TASK GOAL.
Extract, from the listing that follows, each line containing the word "React".

DATA BLOCK.
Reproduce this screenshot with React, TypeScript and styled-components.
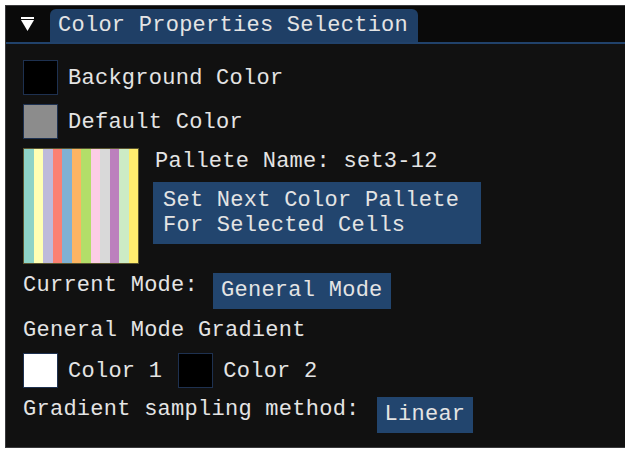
import React, { FC } from "react"
import styled, { createGlobalStyle } from "styled-components"

const colors = {
  page: "#ffffff",
  frame: "#3a3a3c",
  titleBg: "#0a0a0a",
  windowBg: "#111111",
  accent: "#21426b",
  tab: "#1f3f66",
  button: "#22456e",
  swatchBorder: "#1e3150",
  text: "#e4e4e4",
}

const set3 = [
  "#8dd3c7",
  "#ffffb3",
  "#bebada",
  "#fb8072",
  "#80b1d3",
  "#fdb462",
  "#b3de69",
  "#fccde5",
  "#d9d9d9",
  "#bc80bd",
  "#ccebc5",
  "#ffed6f",
]

const GlobalStyle = createGlobalStyle`
  html, body {
    margin: 0;
    padding: 0;
    background: ${colors.page};
    overflow: hidden;
  }
  body {
    font-family: "Liberation Mono", "DejaVu Sans Mono", monospace;
    font-size: 22px;
    letter-spacing: 0.26px;
    color: ${colors.text};
  }
`

const Window = styled.div`
  margin: 5px 0 0 5px;
  width: 640px;
  height: 443px;
  box-sizing: border-box;
  border: 1px solid ${colors.frame};
  border-right: none;
  background: ${colors.windowBg};
  display: flex;
  flex-direction: column;
`

const TitleBar = styled.div`
  height: 36px;
  background: ${colors.titleBg};
  border-bottom: 2px solid ${colors.accent};
  display: flex;
  align-items: flex-end;
`

const Collapse = styled.div`
  width: 44px;
  height: 36px;
  display: flex;
  align-items: center;
  padding-left: 15px;
  box-sizing: border-box;
  svg {
    width: 13px;
    height: 15px;
  }
`

const Tab = styled.div`
  height: 33px;
  padding: 0 10px 0 8px;
  background: ${colors.tab};
  border-radius: 6px 6px 0 0;
  display: flex;
  align-items: center;
  white-space: nowrap;
`

const Content = styled.div`
  padding: 16px 17px;
  display: flex;
  flex-direction: column;
  gap: 9px;
`

const Row = styled.div<{ center?: boolean; spacing?: number }>`
  display: flex;
  align-items: ${({ center }) => (center ? "center" : "flex-start")};
  gap: ${({ spacing }) => spacing ?? 16}px;
`

const Label = styled.span`
  line-height: 26px;
  white-space: nowrap;
`

const Swatch = styled.div<{ fill: string }>`
  width: 35px;
  height: 35px;
  box-sizing: border-box;
  background: ${({ fill }) => fill};
  border: 1px solid ${colors.swatchBorder};
  flex-shrink: 0;
`

const Pair = styled.div`
  display: flex;
  align-items: center;
  gap: 10px;
  ${Label} {
    padding-top: 3px;
  }
`

const Palette = styled.div`
  width: 116px;
  height: 116px;
  display: flex;
  border: 1px solid #5a5530;
  box-sizing: border-box;
  flex-shrink: 0;
`

const Stripe = styled.div<{ fill: string }>`
  flex: 1;
  background: ${({ fill }) => fill};
`

const PaletteInfo = styled.div`
  display: flex;
  flex-direction: column;
  gap: 7px;
  padding-top: 1px;
  ${Label} {
    padding-left: 2px;
  }
`

const Button = styled.div<{ wide?: boolean }>`
  background: ${colors.button};
  white-space: pre;
  line-height: 25px;
  padding: ${({ wide }) => (wide ? "6px 10px" : "5px 8px 6px")};
  width: ${({ wide }) => (wide ? "328px" : "auto")};
  box-sizing: border-box;
`

// collapse arrow: a bar over a down-pointing triangle
const Arrow: FC = () => (
  <svg viewBox="0 0 13 15">
    <rect x="0" y="0" width="13" height="2" fill="#ffffff" />
    <polygon points="0,3 13,3 6.5,14" fill="#ffffff" />
  </svg>
)

const ColorItem: FC<{ fill: string; label: string }> = ({ fill, label }) => (
  <Pair>
    <Swatch fill={fill} />
    <Label>{label}</Label>
  </Pair>
)

export default function App() {
  return (
    <>
      <GlobalStyle />
      <Window>
        <TitleBar>
          <Collapse>
            <Arrow />
          </Collapse>
          <Tab>Color Properties Selection</Tab>
        </TitleBar>
        <Content>
          <ColorItem fill="#000000" label="Background Color" />
          <ColorItem fill="#8c8c8c" label="Default Color" />
          <Row spacing={14}>
            <Palette>
              {set3.map((c) => (
                <Stripe key={c} fill={c} />
              ))}
            </Palette>
            <PaletteInfo>
              <Label>Pallete Name: set3-12</Label>
              <Button wide>{"Set Next Color Pallete\nFor Selected Cells"}</Button>
            </PaletteInfo>
          </Row>
          <Row spacing={15}>
            <Label>Current Mode:</Label>
            <Button>General Mode</Button>
          </Row>
          <Label>General Mode Gradient</Label>
          <Row center spacing={16}>
            <ColorItem fill="#ffffff" label="Color 1" />
            <ColorItem fill="#000000" label="Color 2" />
          </Row>
          <Row spacing={17}>
            <Label>Gradient sampling method:</Label>
            <Button>Linear</Button>
          </Row>
        </Content>
      </Window>
    </>
  )
}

ANSWER BELOW.
Reproduce this screenshot with React, TypeScript and styled-components.
import React, { FC } from "react"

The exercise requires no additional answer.